12.  The Committee shall annually request that the Chair of each committee report to the Board about the committee’s annual evaluation of its performance and evaluation of its charter.

13.   The Committee shall review management’s monitoring of the Company’s compliance programs and Code of Business Conduct and Ethics, including a report of violations and waivers of such code approved by management.

14.   The Committee shall have authority to obtain advice from internal or external legal, accounting or other advisors, without consulting or obtaining the approval of any officer of the Company in advance.

Procedures

1.       Meetings. The Committee shall meet at the call of its Chair, two or more members of the Committee, or the Chairman of the Board. Meetings may, at the discretion of the Committee, include members of the Company’s management, independent consultants, and such other persons as the Committee or its Chair may determine. The Committee may meet in person, by telephone conference call, or in any other manner in which the Board is permitted to meet under law or the Company’s bylaws.

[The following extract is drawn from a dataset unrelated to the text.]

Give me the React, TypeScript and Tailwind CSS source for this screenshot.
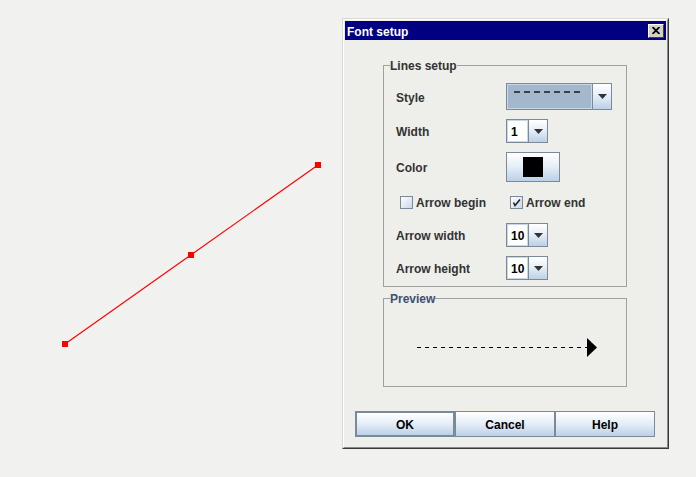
import React, { useState } from 'react';

const labelCls = "text-[12px] font-bold text-[#333333] leading-[14px] pt-[2px]";
const btnGradient = "bg-gradient-to-b from-white via-[#e4edf7] to-[#bcd0e7]";

const ComboArrow: React.FC = () => (
  <div className={`w-[19px] h-full flex items-center justify-center border-l border-[#7a8a99] ${btnGradient}`}>
    <svg width="9" height="5" viewBox="0 0 9 5">
      <polygon points="0,0 9,0 4.5,5" fill="#333333" />
    </svg>
  </div>
);

const SmallCombo: React.FC<{ value: string }> = ({ value }) => (
  <div className="w-[42px] h-[24px] flex border border-[#7a8a99] bg-white">
    <div className="flex-1 flex items-center pl-[3px] pt-[2px] border border-[#c8d6e6] text-[12px] font-bold text-black">
      {value}
    </div>
    <ComboArrow />
  </div>
);

const CheckBox: React.FC<{ checked: boolean; label: string; onToggle: () => void }> = ({ checked, label, onToggle }) => (
  <button type="button" onClick={onToggle} className="flex items-center gap-[3px]">
    <span className="w-[13px] h-[13px] border border-[#7a8a99] bg-gradient-to-br from-white to-[#c9d8ea] flex items-center justify-center">
      {checked && (
        <svg width="9" height="9" viewBox="0 0 9 9">
          <path d="M1.5 4.5 L3 7.5 L8 1.5" stroke="#222" strokeWidth="1.6" fill="none" />
        </svg>
      )}
    </span>
    <span className={labelCls}>{label}</span>
  </button>
);

const App: React.FC = () => {
  const [arrowBegin, setArrowBegin] = useState(false);
  const [arrowEnd, setArrowEnd] = useState(true);

  return (
    <div className="relative w-[696px] h-[477px] overflow-hidden bg-[#f1f2f0] font-['Liberation_Sans',Arial,sans-serif]">
      {/* canvas with the selected line */}
      <svg className="absolute inset-0" width="696" height="477" viewBox="0 0 696 477">
        <line x1="65" y1="344" x2="318" y2="165" stroke="#ff0000" strokeWidth="1.2" />
        <rect x="62" y="341" width="6" height="6" fill="#ff0000" />
        <rect x="188" y="252" width="6" height="6" fill="#ff0000" />
        <rect x="315" y="162" width="6" height="6" fill="#ff0000" />
      </svg>

      {/* dialog window */}
      <div className="absolute left-[342px] top-[18px] w-[327px] h-[431px] border border-t-[#d8d8d4] border-l-[#d8d8d4] border-r-[#3a3a3a] border-b-[#3a3a3a]">
        <div className="w-full h-full flex flex-col border border-t-white border-l-white border-r-[#8a8a8a] border-b-[#8a8a8a] p-px bg-[#eeeeea]">
          {/* title bar */}
          <div className="h-[19px] bg-[#000080] flex items-center justify-between pl-[2px] pr-[2px]">
            <span className="text-[12px] font-bold text-white leading-[14px] pt-[2px]">Font setup</span>
            <button type="button" className="w-[16px] h-[14px] bg-[#d4d0c8] border border-t-white border-l-white border-r-[#404040] border-b-[#404040] flex items-center justify-center">
              <svg width="8" height="7" viewBox="0 0 8 7">
                <path d="M0.5 0 L7.5 7 M7.5 0 L0.5 7" stroke="#000" strokeWidth="1.8" />
              </svg>
            </button>
          </div>

          {/* content */}
          <div className="flex-1 flex flex-col">
            <fieldset className="ml-[38px] mt-[17px] w-[244px] h-[230px] border border-[#a0a0a0]">
              <legend className="ml-[6px] pt-[2px] text-[12px] font-bold text-[#333333] leading-[14px]">Lines setup</legend>
              <div className="flex flex-col pl-[12px] pt-[10px]">
                <div className="flex items-center h-[27px]">
                  <span className={`${labelCls} w-[110px]`}>Style</span>
                  <div className="w-[106px] h-[27px] flex border border-[#7a8a99]">
                    <div className="flex-1 bg-[#a3b8cc] border border-[#c8d6e6] pt-[6px] pl-[6px]">
                      <svg width="66" height="2" viewBox="0 0 66 2">
                        <line x1="0" y1="1" x2="66" y2="1" stroke="#1a1a1a" strokeWidth="1.3" strokeDasharray="6 4" />
                      </svg>
                    </div>
                    <ComboArrow />
                  </div>
                </div>

                <div className="flex items-center h-[24px] mt-[9px]">
                  <span className={`${labelCls} w-[110px]`}>Width</span>
                  <SmallCombo value="1" />
                </div>

                <div className="flex items-center h-[30px] mt-[9px]">
                  <span className={`${labelCls} w-[110px]`}>Color</span>
                  <button type="button" className={`w-[54px] h-[30px] border border-[#7a8a99] flex items-center justify-center ${btnGradient}`}>
                    <span className="w-[20px] h-[20px] bg-black" />
                  </button>
                </div>

                <div className="flex items-center h-[20px] mt-[10px] pl-[4px]">
                  <div className="w-[110px]">
                    <CheckBox checked={arrowBegin} label="Arrow begin" onToggle={() => setArrowBegin(!arrowBegin)} />
                  </div>
                  <CheckBox checked={arrowEnd} label="Arrow end" onToggle={() => setArrowEnd(!arrowEnd)} />
                </div>

                <div className="flex items-center h-[24px] mt-[11px]">
                  <span className={`${labelCls} w-[110px]`}>Arrow width</span>
                  <SmallCombo value="10" />
                </div>

                <div className="flex items-center h-[24px] mt-[9px]">
                  <span className={`${labelCls} w-[110px]`}>Arrow height</span>
                  <SmallCombo value="10" />
                </div>
              </div>
            </fieldset>

            <fieldset className="ml-[38px] mt-[3px] w-[244px] h-[97px] border border-[#a0a0a0]">
              <legend className="ml-[6px] pt-[2px] text-[12px] font-bold text-[#3d5170] leading-[14px]">Preview</legend>
              <svg width="242" height="80" viewBox="0 0 242 80">
                <line x1="33" y1="41.5" x2="203" y2="41.5" stroke="#000" strokeWidth="1" strokeDasharray="4 4" />
                <polygon points="203,32 213,41.5 203,51" fill="#000" />
              </svg>
            </fieldset>

            <div className="ml-[10px] mt-[24px] flex">
              <button type="button" className={`w-[100px] h-[26px] pt-[2px] border-2 border-[#7a8a99] text-[12px] font-bold text-black ${btnGradient}`}>OK</button>
              <button type="button" className={`w-[100px] h-[26px] pt-[2px] border border-[#7a8a99] text-[12px] font-bold text-black ${btnGradient}`}>Cancel</button>
              <button type="button" className={`w-[100px] h-[26px] pt-[2px] border border-[#7a8a99] text-[12px] font-bold text-black ${btnGradient}`}>Help</button>
            </div>
          </div>
        </div>
      </div>
    </div>
  );
};

export default App;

2.       Quorum and Approval. A majority of the members of the Committee shall constitute a quorum. The Committee shall act on the affirmative vote of a majority of members present at a meeting at which a quorum is present. The Committee may also act by unanimous written consent in lieu of a meeting.

3.       Rules. The Committee may determine additional rules and procedures, including designation of a Chair pro tempore in the absence of the Chair, at any meeting thereof.

4.       Reports. The Committee shall make regular reports to the Board, directly or through the Chair.

5.       Review of Charter. Each year, the Committee shall review and reassess the adequacy of this Charter and recommend any proposed changes to the Board for approval.

6.       Performance Review. Each year, the Committee shall review and evaluate its own performance and shall submit itself to the review and evaluation of the Board.

7.       Fees. Each member of the Committee shall be paid the fee set by the Board for his or her services as a member of, or Chair of, the Committee.